Тактику защиты «крамольных стихов» «Цветов Зла» Бодлер разработал в детально продуманной записке под названием «Указания моему адвокату», в которой, отстаивая эстетическое кредо, тонко и дипломатично – пункт за пунктом – дезавуировал выдвинутые обвинения и выдвинул собственные апелляции в адрес юстиции. Бодлер инструктирует своего адвоката Гюстава Шэ д’Эст-Анжа в том, что «Цветы Зла» – единое, цельное произведение («совершенный ансамбль»), имеющее определенные эстетические и этические принципы, из которого нельзя вычленить и подвергнуть остракизму 13 инкриминируемых стихотворений, не разрушив архитектонику книги. Книга носит элитарный характер и в силу одного этого не может быть социально опасной, ибо ее читателями являются «сливки общества» со сложившимися моралью и эстетикой. Обвинение ведет себя непоследовательно, ибо пьесы «Лесбос» и «Отречение святого Петра» ранее издавались, в том числе в «Ревю де Пари», и не были расценены как «аморальные», попав же в книгу, вдруг оказались таковыми. Далее, почему юстиция смирилась с «вольностями» популярнейшего, в том числе в народе, поэта-песенника Беранже, удостоившегося в качестве сенатора государственных похорон; почему «вольности» возможны в «Падении ангела» Альфонса де Ламартина, принятого во Французскую академию, и непозволительны поэту, отстаивающему свою собственную эстетику? В конце концов, искусство – самостоятельная сфера культуры, которая вправе иметь и защищать собственную этику и эстетику:
«Существует несколько моралей, – укажет он адвокату. – Существует позитивная и практическая мораль, установлениям которой каждый обязан подчиниться. Существует, однако, и мораль искусств. Она ничего общего не имеет с первой и со дня сотворения мира искусство доказало это. Существует также несколько СВОБОД. Есть свобода для ГЕНИЯ, и есть весьма ограниченная свобода для шалопаев».
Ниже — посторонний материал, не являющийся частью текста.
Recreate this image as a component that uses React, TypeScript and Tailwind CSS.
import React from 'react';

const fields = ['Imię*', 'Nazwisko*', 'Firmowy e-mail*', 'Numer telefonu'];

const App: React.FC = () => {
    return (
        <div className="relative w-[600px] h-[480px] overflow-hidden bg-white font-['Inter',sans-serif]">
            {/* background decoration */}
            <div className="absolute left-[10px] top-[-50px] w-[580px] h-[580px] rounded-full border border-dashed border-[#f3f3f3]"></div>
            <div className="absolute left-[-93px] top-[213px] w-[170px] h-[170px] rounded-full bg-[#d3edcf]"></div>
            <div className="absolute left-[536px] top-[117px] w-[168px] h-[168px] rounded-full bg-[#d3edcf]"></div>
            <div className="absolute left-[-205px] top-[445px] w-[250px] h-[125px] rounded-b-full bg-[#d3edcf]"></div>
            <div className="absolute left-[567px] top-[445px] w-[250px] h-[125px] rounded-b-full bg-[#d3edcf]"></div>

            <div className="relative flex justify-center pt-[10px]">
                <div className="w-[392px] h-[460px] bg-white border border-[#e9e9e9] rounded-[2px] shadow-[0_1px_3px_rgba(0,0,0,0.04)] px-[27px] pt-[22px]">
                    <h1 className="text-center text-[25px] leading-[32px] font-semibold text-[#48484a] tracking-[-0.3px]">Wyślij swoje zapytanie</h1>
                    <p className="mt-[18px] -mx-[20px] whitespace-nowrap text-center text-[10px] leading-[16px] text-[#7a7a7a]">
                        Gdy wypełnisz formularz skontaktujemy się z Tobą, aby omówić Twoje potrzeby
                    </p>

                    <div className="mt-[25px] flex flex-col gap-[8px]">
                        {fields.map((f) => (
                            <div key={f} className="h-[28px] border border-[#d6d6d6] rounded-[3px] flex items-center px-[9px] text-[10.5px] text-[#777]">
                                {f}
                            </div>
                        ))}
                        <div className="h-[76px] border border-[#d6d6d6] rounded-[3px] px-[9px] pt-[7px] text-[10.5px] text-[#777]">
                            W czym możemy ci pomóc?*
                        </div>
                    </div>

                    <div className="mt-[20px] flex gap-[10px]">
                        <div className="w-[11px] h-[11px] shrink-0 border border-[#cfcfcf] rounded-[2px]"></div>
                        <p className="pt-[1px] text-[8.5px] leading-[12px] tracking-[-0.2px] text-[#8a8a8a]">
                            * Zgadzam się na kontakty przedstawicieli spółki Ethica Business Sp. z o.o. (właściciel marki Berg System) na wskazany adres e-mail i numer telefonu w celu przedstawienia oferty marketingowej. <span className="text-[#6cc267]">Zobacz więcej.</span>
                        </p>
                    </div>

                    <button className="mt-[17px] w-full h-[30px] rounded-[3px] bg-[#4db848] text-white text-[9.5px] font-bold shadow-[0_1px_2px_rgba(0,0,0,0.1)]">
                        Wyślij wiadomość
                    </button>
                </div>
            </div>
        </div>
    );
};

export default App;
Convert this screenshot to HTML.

«Я повторяю, о книге следует судить во всей ее совокупности. Богохульству я противопоставляю порыв к Небу, похоти – цветы платоники. С тех пор, как существует поэзия, все поэтические сборники составлялись именно так. Иначе как составить книгу, долженствующую выявить БРОЖЕНИЕ УМА ВО ЗЛЕ».
Стратегическая линия защиты Бодлера строится, во-первых, на праве поэта на собственную мораль борьбы со злом и, во-вторых, на превышении власти обвинителя и уроне, нанесенном им защите. Первое – нажим министра Бийо на прессу, связанный с публикацией под давлением власти обвинительной рецензии. Второе – арест книги без суда и следствия повлиял на всех тех, кто пожелал бы высказаться о книге положительно. Очень сильный аргумент философского плана направлен против ханжества морали доброхотов и присяжных оптимистов:
«Подобная мораль способна подвести нас к выводу: ВПРЕДЬ БУДЕМ ПИСАТЬ ЛИШЬ УТЕШИТЕЛЬНЫЕ И УГОДНИЧЕСКИЕ КНИГИ, ДОКАЗЫВАЮЩИЕ, ЧТО ЧЕЛОВЕК РОДИЛСЯ ДОБРЫМ И ЧТО ВСЕ ЛЮДИ СЧАСТЛИВЫ».
Важным элементом защиты стали аргументы Бодлера об игровой природе искусства: судить поэта за переживания и мысли лирического героя равносильно вынесению обвинительного приговора актеру за преступления персонажей, которых он сыграл. Отвергая мораль судей, он выдавал «Цветы Зла» за создание Искусства для Искусства и «за назидательное произведение, призванное внушать отвращение к пороку».
Хотя судилище над книгой никогда не красит власть, я считаю необходимым отметить, что отношение французской юстиции середины XIX века к «крамоле» было несравненно либеральней, чем наши процессы над Синявским, Даниэлем, Бродским и иже с ними… Уже после первой встречи поэта со следователем Шарлем Камюса-Брюссролем Бодлер напишет матери:
«Сегодня я встретился со следователем. Допрос длился три часа. Впрочем, чиновник произвел на меня весьма приятное впечатление».